**AIM:**
Using the listing below, please gather every line containing the word "React".

**SUPPLIED MATERIAL:**

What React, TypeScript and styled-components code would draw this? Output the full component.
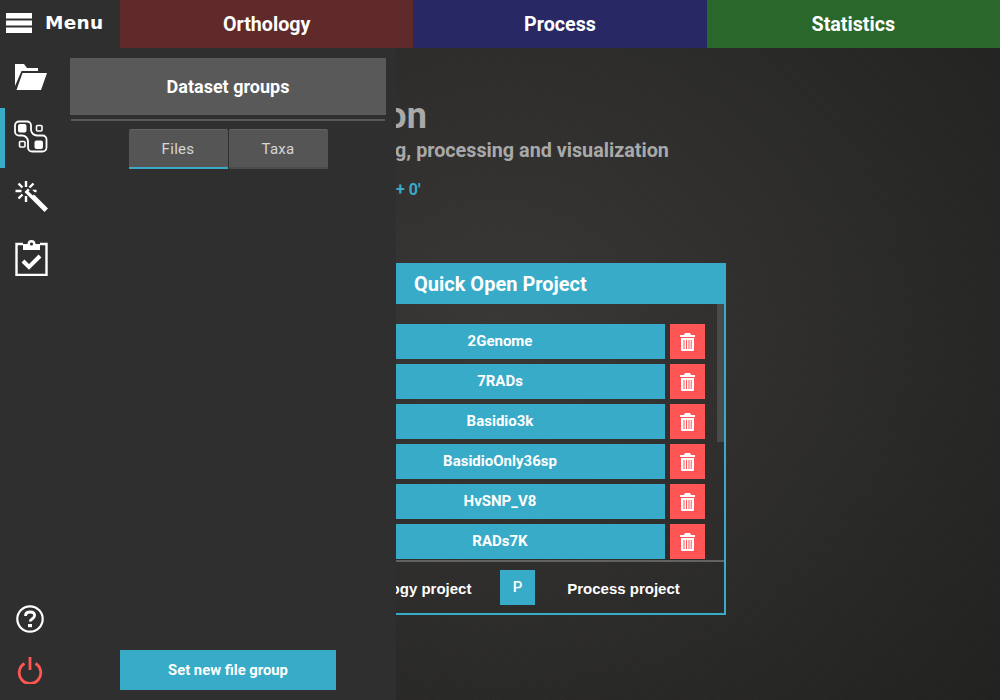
import React from "react";
import styled, { createGlobalStyle } from "styled-components";

const Global = createGlobalStyle`
  html, body { margin: 0; padding: 0; height: 100%; background: #262626; }
  #root { height: 100%; }
  * { box-sizing: border-box; }
`;

const Page = styled.div`
  width: 1000px;
  height: 700px;
  display: flex;
  flex-direction: column;
  overflow: hidden;
  font-family: Roboto, "Liberation Sans", sans-serif;
  color: #fff;
  background: #2f2f2f;
`;

const TopBar = styled.header`
  height: 48px;
  flex: none;
  display: flex;
`;

const MenuButton = styled.div`
  width: 120px;
  flex: none;
  display: flex;
  align-items: center;
  gap: 13px;
  padding: 0 0 3px 6px;
  font-family: "DejaVu Sans", sans-serif;
  font-weight: 700;
  font-size: 18.5px;
  letter-spacing: 0.3px;
`;

const TopTab = styled.div<{ $bg: string }>`
  flex: 1;
  display: flex;
  align-items: center;
  justify-content: center;
  padding: 1px 0 0 0;
  background: ${(p) => p.$bg};
  font-weight: 700;
  font-size: 19.7px;
`;

const Body = styled.div`
  flex: 1;
  display: flex;
  min-height: 0;
  position: relative;
`;

const Nav = styled.nav`
  width: 60px;
  flex: none;
  display: flex;
  flex-direction: column;
  background: #2f2f2f;
`;

const NavItem = styled.div<{ $active?: boolean; $lift?: number }>`
  height: 60px;
  display: flex;
  align-items: center;
  justify-content: center;
  padding: 0 0 ${(p) => p.$lift ?? 2}px 2px;
  box-shadow: ${(p) => (p.$active ? "inset 5px 0 0 #37abc8" : "none")};
`;

const NavSpacer = styled.div`
  flex: 1;
`;

const SmallNavItem = styled.div`
  height: 51px;
  display: flex;
  align-items: center;
  justify-content: center;
`;

const NavFoot = styled.div`
  padding-bottom: 5px;
`;

const Main = styled.main`
  flex: 1;
  min-width: 0;
  overflow: hidden;
  position: relative;
  padding: 50px 0 0 215px;
  background:
    repeating-linear-gradient(45deg, rgba(255, 255, 255, 0.012) 0 1px, transparent 1px 3px),
    radial-gradient(ellipse 640px 560px at 440px 280px, rgba(66, 64, 62, 0.72), rgba(60, 58, 57, 0) 100%),
    #212120;
`;

const Title = styled.h1`
  margin: 0;
  font-size: 36px;
  line-height: 36px;
  font-weight: 700;
  color: #a9a9a9;
  white-space: nowrap;
`;

const Subtitle = styled.p`
  margin: 4px 0 0 -246px;
  font-size: 19.75px;
  line-height: 26px;
  font-weight: 700;
  color: #a9a9a9;
  white-space: nowrap;
`;

const Version = styled.p`
  margin: 17px 0 0 35px;
  font-size: 16px;
  line-height: 18px;
  font-weight: 700;
  color: #37abc8;
  white-space: nowrap;
`;

const Card = styled.section`
  width: 451px;
  height: 352px;
  margin: 64px 0 0 0;
  border: 2px solid #37abc8;
  border-top: none;
  display: flex;
  flex-direction: column;
`;

const CardHeader = styled.div`
  height: 41px;
  flex: none;
  margin-right: -2px;
  background: #37abc8;
  display: flex;
  align-items: center;
  padding-left: 137px;
  font-size: 20px;
  font-weight: 700;
`;

const ListArea = styled.div`
  flex: 1;
  min-height: 0;
  overflow: hidden;
  position: relative;
  padding: 20px 0 0 58px;
  display: flex;
  flex-direction: column;
  gap: 5px;
`;

const ScrollThumb = styled.div`
  position: absolute;
  top: 0;
  right: 0;
  width: 7px;
  height: 138px;
  background: #4a4a4a;
`;

const ProjectRow = styled.div`
  display: flex;
  gap: 5px;
  flex: none;
`;

const ProjectButton = styled.div`
  width: 330px;
  height: 35px;
  padding-bottom: 1px;
  background: #37abc8;
  display: flex;
  align-items: center;
  justify-content: center;
  font-size: 15px;
  font-weight: 700;
`;

const TrashButton = styled.div`
  width: 35px;
  height: 35px;
  background: #ff5555;
  display: flex;
  align-items: center;
  justify-content: center;
`;

const CardFooter = styled.div`
  height: 53px;
  flex: none;
  border-top: 2px solid #626262;
  display: flex;
  align-items: center;
  padding-left: 8px;
`;

const SquareButton = styled.div`
  width: 35px;
  height: 35px;
  flex: none;
  background: #37abc8;
  display: flex;
  align-items: center;
  justify-content: center;
  padding-bottom: 1px;
  font-size: 15px;
  font-weight: 500;
`;

const FooterLabel = styled.div`
  width: 180px;
  flex: none;
  padding: 2px 3px 0 0;
  text-align: center;
  font-family: "Liberation Sans", sans-serif;
  font-size: 15px;
  font-weight: 700;
`;

const Panel = styled.aside`
  position: absolute;
  left: 60px;
  top: 0;
  bottom: 0;
  width: 336px;
  background: #2f2f2f;
  display: flex;
  flex-direction: column;
  padding: 10px;
`;

const PanelTitle = styled.div`
  height: 57px;
  flex: none;
  background: #595959;
  display: flex;
  align-items: center;
  justify-content: center;
  font-size: 18px;
  font-weight: 700;
`;

const Divider = styled.div`
  height: 2px;
  flex: none;
  margin: 4px 1px 0;
  background: #595959;
`;

const Tabs = styled.div`
  display: flex;
  justify-content: center;
  gap: 1px;
  margin: 8px 0 0 0;
  flex: none;
`;

const Tab = styled.div<{ $active?: boolean }>`
  width: 99px;
  height: 40px;
  display: flex;
  align-items: center;
  justify-content: center;
  padding-top: 1px;
  background: #555;
  border-top: 1px solid #626262;
  border-bottom: 2px solid ${(p) => (p.$active ? "#37abc8" : "#4b4b4b")};
  border-radius: 2px 2px 0 0;
  color: #d6d6d6;
  font-size: 15px;
  letter-spacing: 0.3px;
`;

const PanelSpacer = styled.div`
  flex: 1;
`;

const PanelAction = styled.div`
  width: 216px;
  height: 40px;
  flex: none;
  margin-left: 50px;
  background: #37abc8;
  display: flex;
  align-items: center;
  justify-content: center;
  font-size: 14.8px;
  font-weight: 700;
`;

const Hamburger = () => (
  <svg width="26" height="21" viewBox="0 0 26 21" fill="#fff">
    <rect x="0" y="1" width="26" height="5.5" />
    <rect x="0" y="8.5" width="26" height="5" />
    <rect x="0" y="15.5" width="26" height="5.5" />
  </svg>
);

const FolderIcon = () => (
  <svg width="34" height="28" viewBox="0 0 34 28" fill="#fff">
    <path d="M1 27V1h9l3 4h11v3H7.5L1 23z" />
    <path d="M8.5 10H33l-6 17H2.5z" />
  </svg>
);

const GroupsIcon = () => (
  <svg width="34" height="33" viewBox="0 0 34 33" fill="none" stroke="#fff">
    <path
      d="M5 1.5H13a4 4 0 0 1 4 4v4a6 6 0 0 0 6 6h5.5a4 4 0 0 1 4 4V27.5a4 4 0 0 1-4 4H18a4 4 0 0 1-4-4v-6a6 6 0 0 0-6-6H5a4 4 0 0 1-4-4V5.5a4 4 0 0 1 4-4z"
      strokeWidth="1.8"
    />
    <rect x="4" y="4" width="8.5" height="8.5" rx="2" fill="#fff" stroke="none" />
    <rect x="22.5" y="5.5" width="5.5" height="5.5" rx="1" strokeWidth="1.6" />
    <rect x="5.5" y="21.5" width="5.5" height="5.5" rx="1" strokeWidth="1.6" />
    <rect x="20.5" y="20.5" width="8.5" height="8.5" rx="2" fill="#fff" stroke="none" />
  </svg>
);

const WandIcon = () => (
  <svg width="34" height="34" viewBox="-1 0 34 34" fill="none" stroke="#fff" strokeWidth="2.4">
    <path d="M11 1v6M11 16v6M0.5 11h6M15.5 11h6M3.5 3.5l4 4M18.5 3.5l-4 4M3.5 18.5l4-4" />
    <path d="M13 8.5l20 20-3.5 3.5-20-20z" fill="#fff" stroke="none" />
    <path d="M13.6 11.4l2.6-2.6 4.2 4.2-2.6 2.6z" fill="#2f2f2f" stroke="none" />
  </svg>
);

const ChecklistIcon = () => (
  <svg width="33" height="37" viewBox="0 0 33 37" fill="none">
    <path d="M8 5H1.5v31h30V5H25" stroke="#fff" strokeWidth="2.4" />
    <path d="M8 11V5h4.5a4 4 0 0 1 8 0H25v6z" fill="#fff" />
    <circle cx="16.5" cy="5" r="1.6" fill="#2f2f2f" />
    <path d="M8 22l6 6 11-11" stroke="#fff" strokeWidth="4" />
  </svg>
);

const HelpIcon = () => (
  <svg width="28" height="28" viewBox="0 0 28 28" fill="none" stroke="#fff">
    <circle cx="14" cy="14" r="12.7" strokeWidth="2.2" />
    <path d="M9.5 11c0-2.6 2-4 4.6-4 2.7 0 4.5 1.4 4.5 3.6 0 3.2-4.4 3-4.4 6" strokeWidth="2.8" />
    <rect x="12" y="19" width="4" height="3.2" fill="#fff" stroke="none" />
  </svg>
);

const PowerIcon = () => (
  <svg width="26" height="28" viewBox="0 0 26 28" fill="none" stroke="#ff5555" strokeWidth="2.8">
    <path d="M7.5 7.5a10.8 10.8 0 1 0 11 0" />
    <path d="M13 1v13" />
  </svg>
);

const TrashIcon = () => (
  <svg width="15" height="18" viewBox="0 0 15 18" fill="#fff">
    <path d="M5 0h5l1 2h4v2H0V2h4z" />
    <path d="M1 5h13v12a1 1 0 0 1-1 1H2a1 1 0 0 1-1-1z" />
    <path d="M4 7v9M6.5 7v9M9 7v9M11.2 7v9" stroke="#ff5555" strokeWidth="1" />
  </svg>
);

const projects = ["2Genome", "7RADs", "Basidio3k", "BasidioOnly36sp", "HvSNP_V8", "RADs7K", "Salmon"];

export default function App() {
  return (
    <Page>
      <Global />
      <TopBar>
        <MenuButton>
          <Hamburger />
          Menu
        </MenuButton>
        <TopTab $bg="#602a2a">Orthology</TopTab>
        <TopTab $bg="#282865">Process</TopTab>
        <TopTab $bg="#2a672a">Statistics</TopTab>
      </TopBar>
      <Body>
        <Nav>
          <NavItem><FolderIcon /></NavItem>
          <NavItem $active $lift={4}><GroupsIcon /></NavItem>
          <NavItem><WandIcon /></NavItem>
          <NavItem><ChecklistIcon /></NavItem>
          <NavSpacer />
          <NavFoot>
            <SmallNavItem><HelpIcon /></SmallNavItem>
            <SmallNavItem><PowerIcon /></SmallNavItem>
          </NavFoot>
        </Nav>
        <Main>
          <Title>TriFusion</Title>
          <Subtitle>Streamlining phylogenomic data gathering, processing and visualization</Subtitle>
          <Version>Version 1.0 + 0'</Version>
          <Card>
            <CardHeader>Quick Open Project</CardHeader>
            <ListArea>
              <ScrollThumb />
              {projects.map((name) => (
                <ProjectRow key={name}>
                  <ProjectButton>{name}</ProjectButton>
                  <TrashButton><TrashIcon /></TrashButton>
                </ProjectRow>
              ))}
            </ListArea>
            <CardFooter>
              <SquareButton>O</SquareButton>
              <FooterLabel>Orthology project</FooterLabel>
              <SquareButton>P</SquareButton>
              <FooterLabel>Process project</FooterLabel>
            </CardFooter>
          </Card>
        </Main>
        <Panel>
          <PanelTitle>Dataset groups</PanelTitle>
          <Divider />
          <Tabs>
            <Tab $active>Files</Tab>
            <Tab>Taxa</Tab>
          </Tabs>
          <PanelSpacer />
          <PanelAction>Set new file group</PanelAction>
        </Panel>
      </Body>
    </Page>
  );
}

**EXERCISE RESPONSE:**
What React, TypeScript and styled-components code would draw this? Output the full component.
import React from "react";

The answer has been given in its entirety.